愛玩動物を見ている時もまた可愛いと思うが、愛おしいとまでは思わない。家族と時間を共にしている時もまた、これが幸せで大切な時間なのだろうと実感するが、この時が愛おしいとは、まだ思えない。私はどこか欠けていて、全てにおいて未熟なのだろう。そして私は一体、なんなのだろう?アイデンティティが声高に叫ばれるこの社会の中、どうやって自分を確立していけば良いのだろう。鬱状態に陥った今、なにも心躍ることが思いつかない。気付けば薬の袋が散らばっている。誰か私の未来を照らしてはくれないものか。わたしの赤い糸を導き、未来を与えてくれないものか。
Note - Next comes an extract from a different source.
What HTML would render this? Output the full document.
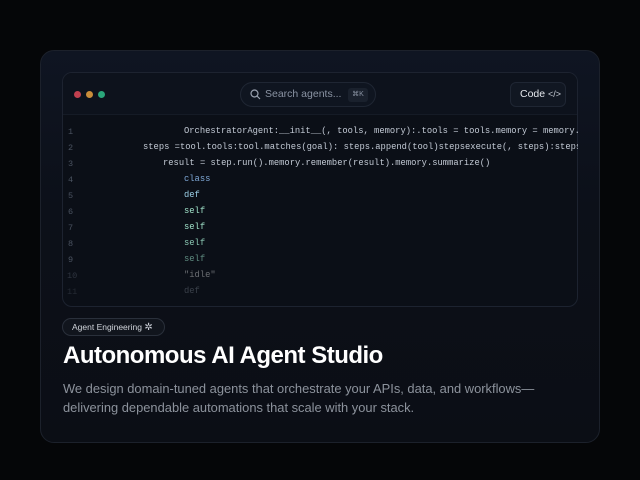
<!DOCTYPE html>
<html><head><meta charset="utf-8"><style>
*{margin:0;padding:0;box-sizing:border-box}
body{width:640px;height:480px;background:#050608;font-family:"Liberation Sans",sans-serif;position:relative;overflow:hidden}
.card{position:absolute;left:40px;top:50px;width:560px;height:393px;border-radius:14px;background:linear-gradient(180deg,#0f1522 0%,#0c1019 40%,#0b0e15 100%);border:1px solid #1c212b}
.panel{position:absolute;left:62px;top:72px;width:516px;height:235px;border-radius:10px;background:#0b0f17;border:1px solid #1d2330;overflow:hidden}
.hdr{position:absolute;left:0;top:0;width:100%;height:42px;background:#0d121c;border-bottom:1px solid #151b26}
.dot{position:absolute;top:18px;width:7px;height:7px;border-radius:50%}
.search{position:absolute;left:177px;top:9px;width:136px;height:25px;border-radius:13px;background:#0f1520;border:1px solid #1f2633;color:#8a93a3;font-size:10.5px;line-height:23px;padding-left:24px;white-space:nowrap}
.kbd{position:absolute;right:7px;top:5px;height:14px;width:20px;border-radius:3px;background:#1a212d;font-size:7px;line-height:14px;text-align:center;color:#8a93a3}
.code{position:absolute;left:447px;top:9px;width:56px;height:25px;border-radius:6px;background:#111722;border:1px solid #1f2633;color:#e6e9ee;font-size:10.5px;line-height:23px;padding-left:9px;white-space:nowrap}
.clip{position:absolute;left:62px;top:74px;width:516px;height:233px;overflow:hidden}
.ln{position:absolute;font-family:"Liberation Mono",monospace;font-size:8.5px;color:#4a5260}
.c{position:absolute;font-family:"Liberation Mono",monospace;font-size:8.8px;color:#c3cad5;white-space:pre}
.tag{position:absolute;left:62px;top:318px;width:103px;height:18px;border-radius:9px;border:1px solid #2a303b;background:#11151d;color:#d0d4da;font-size:8.5px;line-height:16px;padding-left:9px}
h1{position:absolute;left:63px;top:342px;font-size:24px;font-weight:bold;color:#fff;letter-spacing:-0.5px}
p{position:absolute;left:63px;top:379px;width:520px;font-size:12.9px;line-height:19px;color:#8c929c}
</style></head><body>
<div class="card"></div>
<div class="panel">
<div class="hdr">
<div class="dot" style="left:11px;background:#c0404f"></div>
<div class="dot" style="left:23px;background:#c98d3a"></div>
<div class="dot" style="left:35px;background:#2aa67a"></div>
<div class="search"><svg style="position:absolute;left:9px;top:6px" width="11" height="11" viewBox="0 0 11 11"><circle cx="4.5" cy="4.5" r="3.5" fill="none" stroke="#9aa2b0" stroke-width="1.2"/><path d="M7 7l3 3" stroke="#9aa2b0" stroke-width="1.2"/></svg>Search agents...<span class="kbd">⌘K</span></div>
<div class="code">Code <span style="font-size:9px;color:#c9cfd8">&lt;/&gt;</span></div>
</div>
</div>
<div class="clip">
<div class="ln" style="top:53px;left:6px">1</div>
<div class="ln" style="top:69px;left:6px">2</div>
<div class="ln" style="top:85px;left:6px">3</div>
<div class="ln" style="top:101px;left:6px">4</div>
<div class="ln" style="top:117px;left:6px">5</div>
<div class="ln" style="top:133px;left:6px">6</div>
<div class="ln" style="top:149px;left:6px">7</div>
<div class="ln" style="top:165px;left:6px">8</div>
<div class="ln" style="top:181px;left:6px">9</div>
<div class="ln" style="top:197px;left:5px;color:#2f3540">10</div>
<div class="ln" style="top:213px;left:5px;color:#252a34">11</div>
<div class="c" style="left:122px;top:52px">OrchestratorAgent:__init__(, tools, memory):.tools = tools.memory = memory.</div>
<div class="c" style="left:81px;top:68px">steps =tool.tools:tool.matches(goal): steps.append(tool)stepsexecute(, steps):steps</div>
<div class="c" style="left:101px;top:84px">result = step.run().memory.remember(result).memory.summarize()</div>
<div class="c" style="left:122px;top:100px;color:#7fa8d6">class</div>
<div class="c" style="left:122px;top:116px;color:#9cd0e8">def</div>
<div class="c" style="left:122px;top:132px;color:#9fe0c8">self</div>
<div class="c" style="left:122px;top:148px;color:#9fe0c8">self</div>
<div class="c" style="left:122px;top:164px;color:#8cc9b4">self</div>
<div class="c" style="left:122px;top:180px;color:#5f8c80">self</div>
<div class="c" style="left:122px;top:196px;color:#6b6e73">"idle"</div>
<div class="c" style="left:122px;top:212px;color:#3a404a">def</div>
</div>
<div class="tag">Agent Engineering <span style="color:#c8ccd4;font-size:10px">✲</span></div>
<h1>Autonomous AI Agent Studio</h1>
<p>We design domain-tuned agents that orchestrate your APIs, data, and workflows—delivering dependable automations that scale with your stack.</p>
</body></html>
気付けば日は暮れて、夕日と数日前に用意した縄が私を招く。治らない自傷行為の跡から滲む血、これはいつ治るのだろう。けれど、このおかげで何日間か生き延びられたのだから、これこそ私の良い未来だったのかもしれない。
その未来というのは、血に塗れた腕で力一杯に縄を結び、それを首にかけること。力を込めたせいで傷口が割れてしまい、綺麗だったはずの縄にまで血が着いてしまった。私の赤い糸の相手は、天使だったのかもしれない。汚い人間達よりもよっぽど眩しい、純白の天使。薬を過剰摂取できたおかげで、暖かい縄の中でふっと力が抜ける。この人生の中で1番の過ちを挙げるとすれば、天使が恵んでくれた赤い糸を、紅い糸に汚してしまったことだろう。
“入道雲”
この文字を物語に入れるということは、きっとその後に嫌なことが起こるんだろうな。少なくとも、「筆者の中ではの話」だけれど。
わたしの中で入道雲が現れる時は、きっとその後に彼や君に嫌われるとか、非常識だと思われるとか、そういうことが待っているのだろう。けれど、わたしのその不幸を、彼や君の好きな人が見たとしたら。あぁ、やっとあの邪魔者が消える。と思えるのかもしれない。別にそれはいいけれど、私がここで言いたいのは、人の不幸は、人の入道雲は、たまに人を幸せにできるのかもしれないということ。そうやって世界は今日も回ってくれているのかもしれない。理由はどうであれ、そのおかげで今日も誰かの幸せが築かれているのだとしたら、わたしの不幸くらい、別に何度あってもいいか!と思えてくる。きっとこの先わたしに訪れる入道雲も、誰かが幸せだと思うのかもしれない。もしくは、わたしの中で悲観してしまっているだけで、他の人からしたらなんともない出来事なのかもしれない。そう思ったら、この暗闇に埋もれた鬱状態も、いつかの躁状態を励ましてくれるのだろう。
所詮、わたしの物語は、「私の中での話でしか」ないのだ。幸せだと思うのも、不幸だと思うのも、判断するのはわたしなのだ。その物語を全て終えた時、ただ晴れた1日を終えたような、そんな暖かい気分でいたい。